There’s also the question of exactly how Alameda lost so much money and what it did with the money that FTX lent to it? Records show that the company invested at least some of it into risky crypto startups. A lot of those investments are likely worth a fraction of what they were valued at on Alameda’s balance sheet.
This isn’t a great sign for FTX users, many of whom had put a lot of their money onto the platform and are hoping to get some or all of it back.
To make matters worse, there’s evidence that FTX was hacked the night after it filed for bankruptcy, with hackers running off with as much as $662 million. That means there’s even less money to pay back customers of the exchange.
Another question is: what type of contagion might we see as a consequence of FTX’s downfall? The blowup in several major crypto protocols and companies earlier this year may have led to losses for Alameda. Now the blowup of Alameda and FTX may lead to further losses in other big entities that exposed to those companies.
This is all going to take a long time to play out and it doesn’t seem like sentiment in crypto markets will recover anytime soon.
This whole FTX saga is very reminiscent of what happened to Mt. Gox, which was the world’s largest crypto exchange several years ago. It filed for bankruptcy in 2014 and lost billions of dollars worth of its customer’s bitcoin.
So, FTX’s downfall isn’t necessarily something we haven’t seen before nor is it an indictment of crypto itself. True crypto believers urge people to manage their own crypto assets and not trust quote “centralized” platforms like FTX to store them (“not your keys, not your coins”).

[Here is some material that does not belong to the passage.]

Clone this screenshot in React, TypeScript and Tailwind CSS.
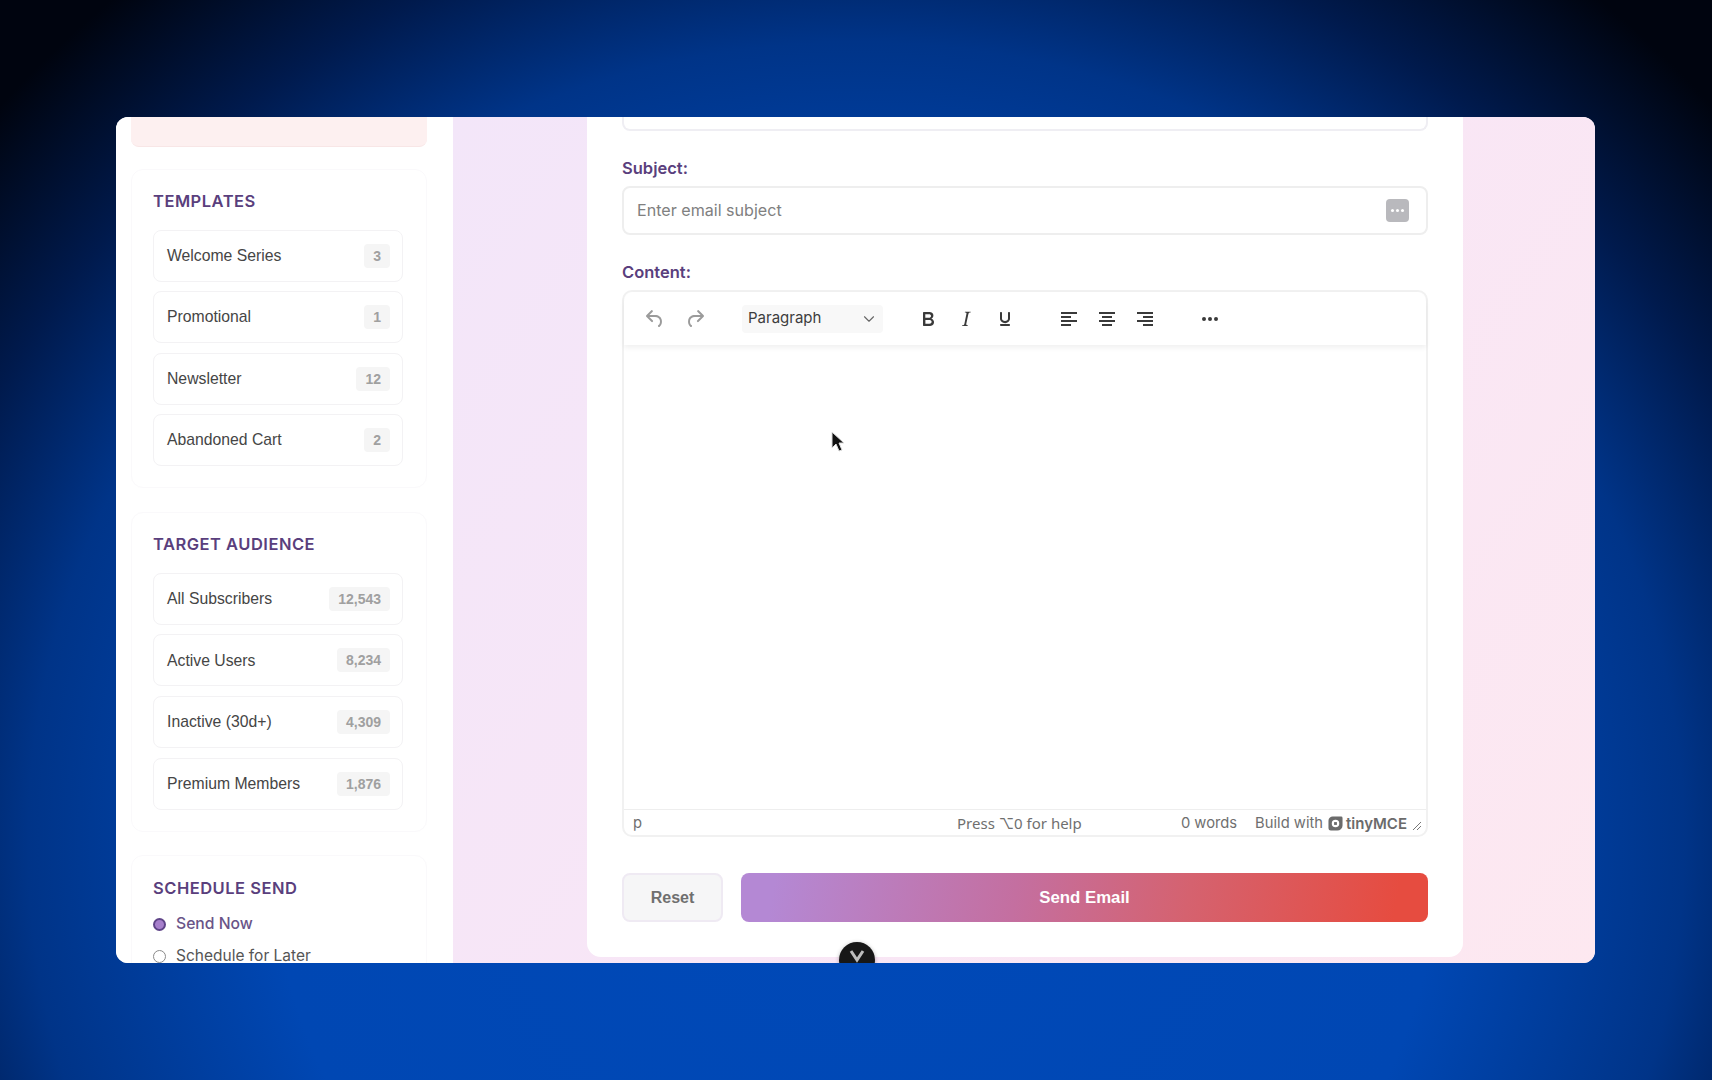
import { ChevronDown } from 'lucide-react';

const templates = [
  { name: 'Welcome Series', count: '3' },
  { name: 'Promotional', count: '1' },
  { name: 'Newsletter', count: '12' },
  { name: 'Abandoned Cart', count: '2' },
];

const audience = [
  { name: 'All Subscribers', count: '12,543' },
  { name: 'Active Users', count: '8,234' },
  { name: 'Inactive (30d+)', count: '4,309' },
  { name: 'Premium Members', count: '1,876' },
];

const icons = {
  undo: 'M6.4 8H12c3.7 0 6.2 2 6.8 5.1.6 2.7-.4 5.6-2.3 6.8a1 1 0 0 1-1-1.8c1.1-.6 1.8-2.7 1.4-4.6-.5-2.1-2.1-3.5-4.9-3.5H6.4l3.3 3.3a1 1 0 1 1-1.4 1.4l-5-5a1 1 0 0 1 0-1.4l5-5a1 1 0 0 1 1.4 1.4L6.4 8Z',
  redo: 'M17.6 8H12c-3.7 0-6.2 2-6.8 5.1-.6 2.7.4 5.6 2.3 6.8a1 1 0 0 0 1-1.8c-1.1-.6-1.8-2.7-1.4-4.6.5-2.1 2.1-3.5 4.9-3.5h5.6l-3.3 3.3a1 1 0 1 0 1.4 1.4l5-5a1 1 0 0 0 0-1.4l-5-5a1 1 0 0 0-1.4 1.4L17.6 8Z',
  bold: 'M7.8 19c-.3 0-.5 0-.6-.2l-.2-.5V5.7c0-.2 0-.4.2-.5l.6-.2h5c1.5 0 2.7.3 3.5 1 .7.6 1.1 1.4 1.1 2.5a3 3 0 0 1-.6 1.9c-.4.6-1 1-1.6 1.2.4.1.9.3 1.3.6s.8.7 1 1.2c.4.4.5 1 .5 1.6 0 1.3-.4 2.3-1.3 3-.8.7-2.1 1-3.8 1H7.8Zm5-8.3c.6 0 1.2-.1 1.6-.5.4-.3.6-.7.6-1.3 0-1.1-.8-1.7-2.3-1.7H9.3v3.5h3.4Zm.5 6c.7 0 1.3-.1 1.7-.4.4-.4.6-.9.6-1.5s-.2-1-.7-1.4c-.4-.3-1-.4-2-.4H9.4v3.8h4Z',
  italic: 'm16.7 4.7-.1.9h-.3c-.6 0-1 0-1.4.3-.3.3-.4.6-.5 1.1l-2.1 9.8v.6c0 .5.4.8 1.4.8h.2l-.2.8H8l.2-.8h.2c1.1 0 1.8-.5 2-1.5l2-9.8.1-.5c0-.6-.4-.8-1.4-.8h-.3l.2-.9h5.8Z',
  underline: 'M16 5c.6 0 1 .4 1 1v5.5a4 4 0 0 1-.4 1.8l-1 1.4a5.3 5.3 0 0 1-5.5 1 5 5 0 0 1-1.6-1c-.5-.4-.8-.9-1.1-1.4a4 4 0 0 1-.4-1.8V6c0-.6.4-1 1-1s1 .4 1 1v5.5c0 .3 0 .6.2 1l.6.7a3.3 3.3 0 0 0 2.2.8 3.4 3.4 0 0 0 2.2-.8c.3-.2.4-.5.6-.8l.2-.9V6c0-.6.4-1 1-1ZM8 17h8c.6 0 1 .4 1 1s-.4 1-1 1H8a1 1 0 0 1-1-1c0-.6.4-1 1-1Z',
  alignLeft: 'M4 5h16v2H4Zm0 4h10v2H4Zm0 4h16v2H4Zm0 4h10v2H4Z',
  alignCenter: 'M4 5h16v2H4Zm3 4h10v2H7Zm-3 4h16v2H4Zm3 4h10v2H7Z',
  alignRight: 'M4 5h16v2H4Zm6 4h10v2H10Zm-6 4h16v2H4Zm6 4h10v2H10Z',
  more: 'M6 10a2 2 0 1 1 0 4 2 2 0 0 1 0-4Zm6 0a2 2 0 1 1 0 4 2 2 0 0 1 0-4Zm6 0a2 2 0 1 1 0 4 2 2 0 0 1 0-4Z',
};

function ToolIcon({ d, className }: { d: string; className: string }) {
  return (
    <svg viewBox="0 0 24 24" className={`w-6 h-6 shrink-0 ${className}`} fill="currentColor">
      <path d={d} />
    </svg>
  );
}

function ListCard({ title, items, className }: { title: string; items: { name: string; count: string }[]; className: string }) {
  return (
    <div className={`w-[296px] shrink-0 rounded-[12px] border border-[#faf9fb] px-[21px] pt-[21px] pb-[21px] ${className}`}>
      <h3 className="font-['Inter',sans-serif] text-[16.5px] leading-[20px] font-semibold tracking-[0.5px] text-[#5a3f7d]">{title}</h3>
      <div className="mt-[18.5px] flex flex-col gap-[9.6px]">
        {items.map((item) => (
          <div key={item.name} className="flex h-[52px] w-[250px] items-center justify-between rounded-[8px] border border-[#f3f2f4] bg-white pl-[13px] pr-[12px]">
            <span className="font-['Liberation_Sans',sans-serif] text-[15.75px] text-[#454545]">{item.name}</span>
            <span className="rounded-[4px] bg-[#f5f5f5] px-[9px] py-[4px] font-['Liberation_Sans',sans-serif] text-[14px] leading-[16px] font-bold text-[#a0a0a0]">{item.count}</span>
          </div>
        ))}
      </div>
    </div>
  );
}

function Sidebar() {
  return (
    <aside className="flex w-[337px] shrink-0 flex-col bg-white pl-[15px]">
      <div className="h-[30px] w-[296px] shrink-0 rounded-b-[8px] border-b border-[#f8e6e6] bg-[#fdf0f0]" />
      <ListCard title="TEMPLATES" items={templates} className="mt-[22px]" />
      <ListCard title="TARGET AUDIENCE" items={audience} className="mt-[24px]" />
      <div className="mt-[23px] w-[296px] shrink-0 rounded-t-[12px] border border-[#faf9fb] px-[21px] pt-[22px]">
        <h3 className="font-['Inter',sans-serif] text-[16.5px] leading-[20px] font-semibold tracking-[0.5px] text-[#5a3f7d]">SCHEDULE SEND</h3>
        <div className="mt-[16.5px] flex h-[20px] items-center gap-[10px]">
          <span className="flex h-[13px] w-[13px] items-center justify-center rounded-full border-[2px] border-[#5f4488] bg-[#a67fcb]" />
          <span className="font-['Inter',sans-serif] text-[15.7px] font-medium text-[#6a5488]">Send Now</span>
        </div>
        <div className="mt-[12px] flex h-[20px] items-center gap-[10px]">
          <span className="h-[13px] w-[13px] rounded-full border border-[#8a8a8a] bg-white" />
          <span className="font-['Inter',sans-serif] text-[15.5px] text-[#555555]">Schedule for Later</span>
        </div>
      </div>
    </aside>
  );
}

function Toolbar() {
  return (
    <div className="relative flex h-[53px] shrink-0 items-center rounded-t-[10px] bg-white pl-[19px] shadow-[0_3px_5px_rgba(0,0,0,0.06)]">
      <ToolIcon d={icons.undo} className="text-[#9b9b9b]" />
      <ToolIcon d={icons.redo} className="ml-[16px] text-[#9b9b9b]" />
      <div className="ml-[35px] flex h-[28px] w-[141px] items-center justify-between rounded-[4px] bg-[#f8f8f8] pl-[6px] pr-[5px]">
        <span className="font-['Inter',sans-serif] text-[15px] text-[#3d3d3d]">Paragraph</span>
        <ChevronDown className="h-[18px] w-[18px] text-[#666666]" strokeWidth={1.5} />
      </div>
      <ToolIcon d={icons.bold} className="ml-[33px] text-[#3a3a3a]" />
      <ToolIcon d={icons.italic} className="ml-[14px] text-[#3a3a3a]" />
      <ToolIcon d={icons.underline} className="ml-[15px] text-[#3a3a3a]" />
      <ToolIcon d={icons.alignLeft} className="ml-[40px] text-[#3a3a3a]" />
      <ToolIcon d={icons.alignCenter} className="ml-[14px] text-[#3a3a3a]" />
      <ToolIcon d={icons.alignRight} className="ml-[14px] text-[#3a3a3a]" />
      <ToolIcon d={icons.more} className="ml-[41px] text-[#3a3a3a]" />
    </div>
  );
}

function StatusBar() {
  return (
    <div className="flex h-[26px] shrink-0 items-center border-t border-[#eeeeee] pl-[9px] pr-[4px] pt-[1px] font-['Inter',sans-serif] text-[14.75px] text-[#6f6f6f]">
      <span>p</span>
      <span className="ml-[315px] font-['Noto_Sans','Inter',sans-serif] text-[15px]">Press ⌥0 for help</span>
      <span className="ml-auto">0 words</span>
      <span className="ml-[18px]">Build with</span>
      <svg viewBox="0 0 16 16" className="ml-[5px] h-[15px] w-[15px]" fill="#6b6b6b">
        <path fillRule="evenodd" d="M5 .5h9A1.5 1.5 0 0 1 15.5 2v8a5.5 5.5 0 0 1-5.5 5.5H3A2.5 2.5 0 0 1 .5 13V5A4.5 4.5 0 0 1 5 .5Zm3 3.5a4 4 0 1 0 0 8 4 4 0 0 0 0-8Z" />
        <rect x="6.5" y="6.5" width="3" height="3" />
      </svg>
      <span className="ml-[3px] font-['Inter',sans-serif] text-[15px] leading-[15px] font-semibold text-[#6b6b6b]">tinyMCE</span>
      <svg viewBox="0 0 10 10" className="ml-[5px] mt-[6px] h-[10px] w-[10px]" stroke="#777777" strokeWidth="1" fill="none">
        <path d="M1 9 9 1M5 9 9 5" />
      </svg>
    </div>
  );
}

function MainCard() {
  return (
    <div className="ml-[134px] w-[876px] rounded-b-[14px] bg-white px-[35px] pb-[35px]">
      <div className="h-[14px] rounded-b-[8px] border-x-2 border-b-2 border-[#efeef3]" />
      <label className="mt-[27px] block font-['Inter',sans-serif] text-[16.5px] leading-[20px] font-semibold text-[#5a3f7d]">Subject:</label>
      <div className="mt-[8px] flex h-[49px] items-center justify-between rounded-[8px] border-2 border-[#eeeeee] pl-[13px] pr-[17px]">
        <span className="font-['Inter',sans-serif] text-[16.1px] text-[#808080]">Enter email subject</span>
        <span className="flex h-[23px] w-[23px] items-center justify-center gap-[2px] rounded-[4px] bg-[#b9b9bd]">
          <i className="h-[3px] w-[3px] rounded-full bg-white" />
          <i className="h-[3px] w-[3px] rounded-full bg-white" />
          <i className="h-[3px] w-[3px] rounded-full bg-white" />
        </span>
      </div>
      <label className="mt-[27px] block font-['Inter',sans-serif] text-[16.5px] leading-[20px] font-semibold text-[#5a3f7d]">Content:</label>
      <div className="mt-[8px] flex h-[547px] flex-col rounded-[10px] border-2 border-[#f1f1f1]">
        <Toolbar />
        <div className="flex-1" />
        <StatusBar />
      </div>
      <div className="mt-[36px] flex gap-[18px]">
        <button className="h-[49px] w-[101px] rounded-[8px] border-2 border-[#efeaf3] bg-[#f6f6f7] font-['Liberation_Sans',sans-serif] text-[16px] font-bold text-[#6f6f6f]">Reset</button>
        <button className="h-[49px] flex-1 rounded-[8px] bg-[linear-gradient(100deg,#b488d4_5%,#c46fa0_40%,#d5626f_65%,#e64c40_95%)] font-['Liberation_Sans',sans-serif] text-[16.8px] font-bold text-white">Send Email</button>
      </div>
    </div>
  );
}

export default function App() {
  return (
    <div className="h-[1080px] w-[1712px] overflow-hidden bg-[radial-gradient(ellipse_62%_95%_at_50%_78%,#0049b8_0%,#0047b3_55%,#003488_78%,#001a4d_92%,#00040f_108%)] pl-[116px] pt-[117px]">
      <div className="relative flex h-[846px] w-[1479px] overflow-hidden rounded-[12px] bg-white">
        <Sidebar />
        <main className="flex-1 bg-[linear-gradient(125deg,#f3e6f9_0%,#f8e6f6_50%,#fde8f0_100%)]">
          <MainCard />
        </main>
        {/* dark scroll button, cut off by the window edge */}
        <div className="absolute left-[723px] top-[825px] flex h-[36px] w-[36px] justify-center rounded-full bg-[#171717] pt-[6px] shadow-[0_1px_4px_rgba(0,0,0,0.3)]">
          <svg viewBox="0 0 16 16" className="h-[16px] w-[16px]" fill="none" stroke="#bdbdbd" strokeWidth="3">
            <path d="m2 3 6 9 6-9" />
          </svg>
        </div>
        {/* mouse pointer */}
        <svg viewBox="0 0 14 22" className="absolute left-[715px] top-[314px] h-[22px] w-[14px]">
          <path d="M1 1v16l4-4 3 7 3-1-3-7h5Z" fill="#111111" stroke="#dddddd" strokeWidth="1" />
        </svg>
      </div>
    </div>
  );
}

But the fact of the matter is: the average person doesn’t want to deal with messy things like storing their own private keys and using a hardware wallet. If crypto is going to become mainstream, easy to use platforms like FTX are necessary. But they have to be held to a much higher standard than they have been.
Frauds and scams aren’t exclusive to crypto, but they are much too commonplace and give the industry a bad name, while hurting ordinary people.
Crypto will never reach its full potential unless this changes.